The What, Why and How of Containers

Alternate title: An history of OS-Level Virtualisation on UNIX and then Linux.

This post is part of an entry for the Handmade Network’s Learning Jam 2024

The problem

It all starts with chroot (UNIX, 1982)

$ apropos chroot
chroot (1)           - run command or interactive shell with special root directory
chroot (2)           - change root directory

Chroot is a kernel mechanism available since early versions of UNIX that allows to run a process as with an alternate root directory. The process shares the kernel and hardware, but only has access to a subtree of the file system.

Jails on Free BSD (FreeBSD, 2000)

FreeBSD jails basically take chroot and build upon it by adding mechanism to isolate and control the use of other system resources beside the filesystem.

The end result is a kernel mechanism that is a complete container implementation:

  • Fully (More or less, depending onthe exact configuration of the jail) isolated userspace
  • Running on the same kernel as the host

Quick tangent: Control Groups (cgroups) (Linux, 2007, major update in 2016)

Control groups are a mechanism in Linux that allows to control which how much of the system resources a process (and it’s child processes) can use. It wasn’t originally meant for virtualisation, but rather as a system to avoid processes fighting over hardware, and to implement quotas. It however turned out to be very useful when it came to implement containers.

Namespaces (Linux, starting 2002)

Namespaces allow to isolate processes within the namespace from the rest with regard to a specific global resource such as mount points, process ids, user ids, interprocess communication, networking or time.

But more crucially they also allow to isolate across cgroups, giving the illusion of being alone on the system.

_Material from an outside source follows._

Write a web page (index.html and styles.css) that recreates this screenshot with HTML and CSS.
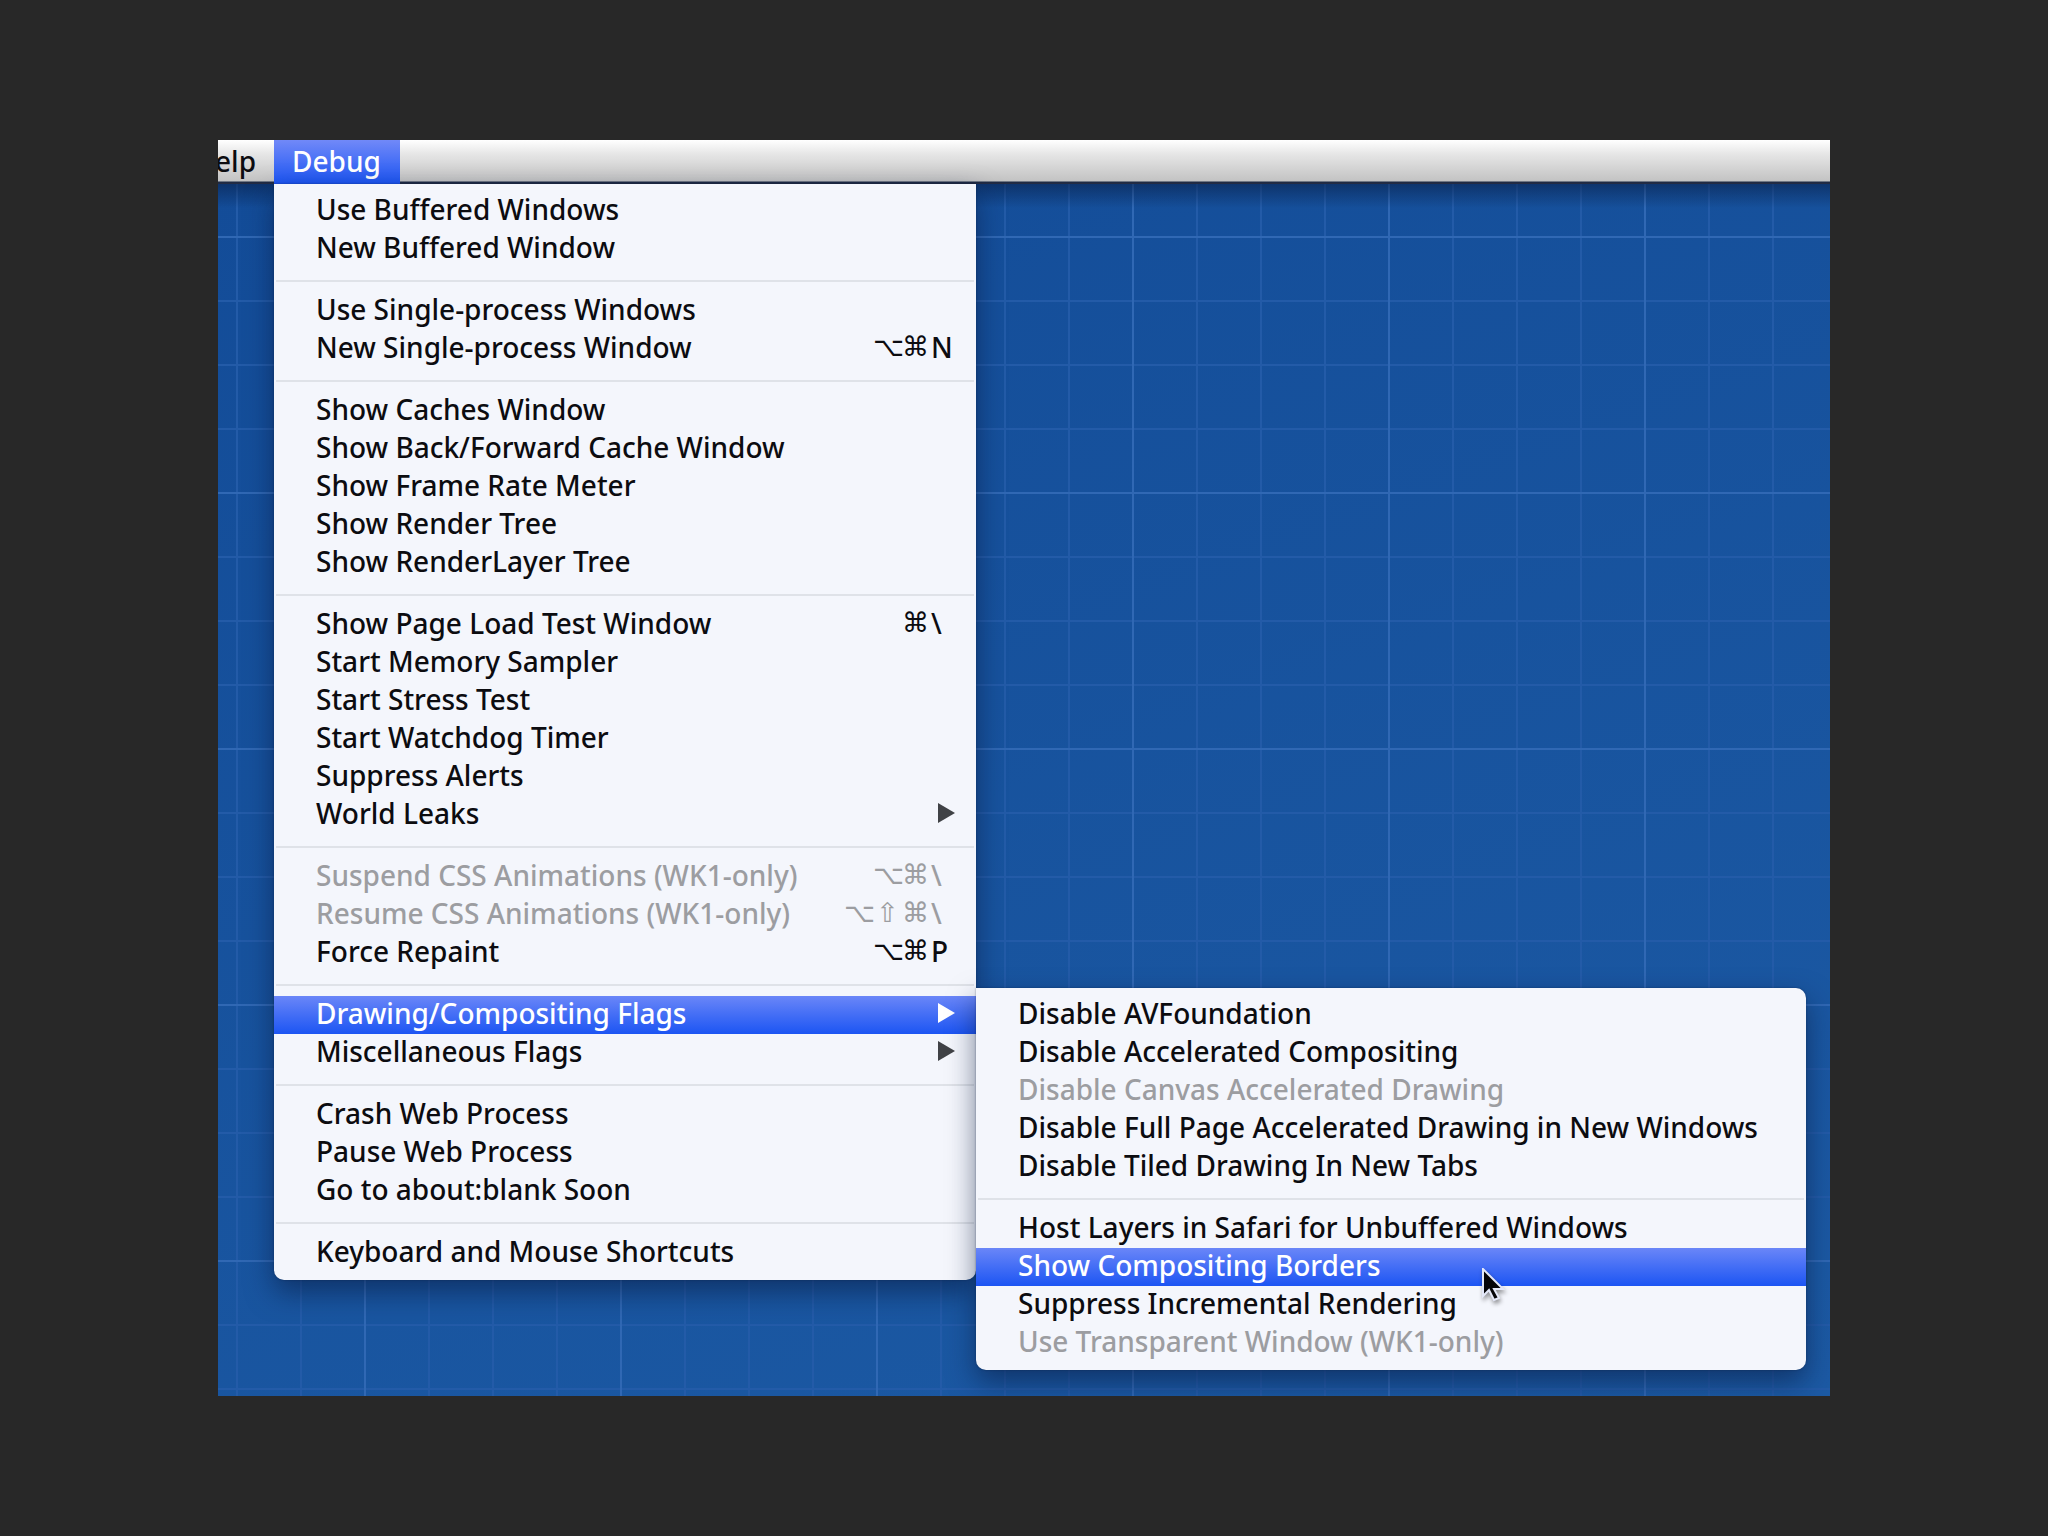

How to make a linux container

With those mechanisms (chroot, cgroups and namespaces) in place creating a container is conceptually relatively simple:

  • First you populate the subtree that your container will have access too, ready to be chroot’ed in
  • Then you create namespaces for all you need to isolate (this usually includes at least PID, UID, mountpoints and cgroups)
  • Finally you run your containerized process within your namespaces, chroot’ed to its subtree


In practice you don’t need to make them from scratch, people already have made systems for managing containers with nicer user interfaces. Those include Docker, LXC and systemd-nspawn just to name a few, and there is probably one just right for your use-case.